By John Helmer in Moscow and Conakry
Alexey Vasiliev, a Russian professor specializing in the history of Saudi Arabia, flew to the west African republic of Guinea last week in a bid to lobby the Guinean Prime Minister, Jean-Marie Dore, on behalf of United Company Rusal, the bauxite and alumina producer in Guinea. Rusal is the largest Russian company currently operating in Africa.
Vasiliev’s mission was also to make it appear that the Kremlin wants Guinea to take its teeth out of Rusal, whose mines and an alumina refinery in Guinea are under threat of licence revocation, and of a billion-dollar damages claim currently being prepared by Guinean government auditors and international experts.
Vasiliev was in Guinea from March 21 to 27, his spokesman at the Institute for African Studies in Moscow, confirmed today. A Guinean source, in whom Vasiliev confided in Conakry, says Vasiliev told him that he was on a mission for Prime Minister Vladimir Putin. Vasiliev’s spokesman denies this, saying he was representing the “presidential administration”. Vasiliev declines to say what the purpose of his mission to the Guinean government was, and what he told Prime Minister Dore at their meeting.
Sources privy to the meetings Dore have had with foreign emissaries in the past month say that there is a concerted international effort to convince the Guineans that what is good for the foreign mining companies ought to be good for the Conakry government – or else there will be international sanctions. UK Ambassador to Guinea Ian Felton reportedly is backing Rio Tinto, which has forfeited part of its undeveloped Simandou iron-ore concession for failure to meet the use-or-lose requirements of the concession agreement.
Lord David Owen, the former UK Foreign Secretary, is a member of the board of a US-based oil junior called Hyperdynamics. It is trying to pressure Dore into agreeing to terms of an offshore oil concession agreement, which have been rejected as unfair by Guinea’s powerful resources chief, Mining Minister Mahmoud Thiam, a US investment banker before he returned home. Owen has told Dore that Guinea’s future relations with the UK and US governments depend on its meeting Hyperdynamics’ terms. The same message was conveyed in Conakry by Herman Cohen, a former US Assistant Secretary of State in Washington; Cohen is also a board member of Hyperdynamics.
The objective of Vasiliev’s visit to Conakry was to join the other foreign emissaries in pressing Dore to agree that Guinea’s future relations with the Kremlin are dependent on how the Russian commercial interest in Guinea is treated.
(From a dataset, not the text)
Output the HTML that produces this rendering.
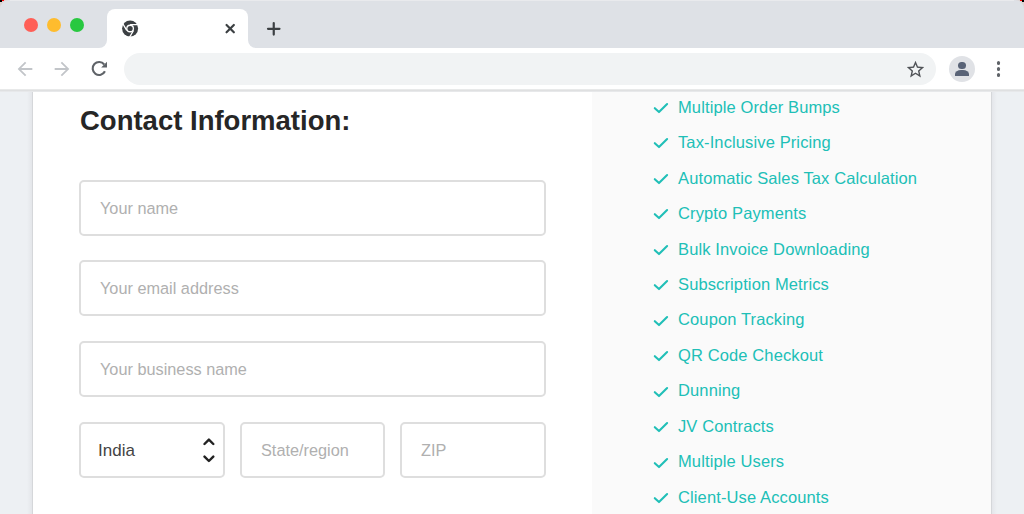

This linkage with Rusal’s interests in Guinea has been categorically denied by the Russian Foreign Ministry; and by the Kremlin’s special emissary and troubleshooter in Africa, Senator Mikhail Margelov. Margelov has been particularly acerbic in his criticism of Rusal’s owner, Oleg Deripaska.
Dore was appointed prime minister in January by the head of state, Captain Dadis Moussa Camara, with a limited mandate to prepare for a new presidential election scheduled in October. Sources close to Dore acknowledge that he has little time to achieve what he wants from his post. Camara is backing the campaign to enforce Guinean concession agreements with the foreign mining and energy companies, and end foreign company bribes for Guinean favours.
Vasiliev, sources in Conakry say, lobbied for Dore to halt litigation by the government in the Guinean courts against Rusal, and to drop claims for concession violations, fraud, and tax evasion by Rusal. A statement by Rusal that it had succeeded in its appeal against last September’s court revocation of its Friguia concession appeared in print on March 22, the day before the Guinean appellate court issued its ruling; that in turn followed the surprise withdrawal of the judge hearing the case.
Rusal has announced that the “appellate court held that the Guinean courts lack jurisdiction over the case regarding the RUSAL’s asset in Guinea and therefore reversed the ruling issued by the Guinean lower court in September 2009….RUSAL views this decision as providing a favourable step toward expanding the long-term and mutually beneficial cooperation between RUSAL and the Republic of Guinea.”
Guinean government sources have told Business Day they believe the latest ruling will be rejected by the highest court, to which the government is now appealing. The sources also say that the compensation claims are an entirely different issue, and are unaffected by the appeal process.
According to a resume posted on the website of the Institute for African Studies, “since 2006 Prof. Vasiliev is a Special Representative of the President of the Russian Federation for the Relations with African Leaders.” The resume also reports several books Vasiliev has authored, including History of Saudi Arabia, Russia in the Near and Middle East: from Messianism to Pragma¬tism, and Egypt and Egyptians.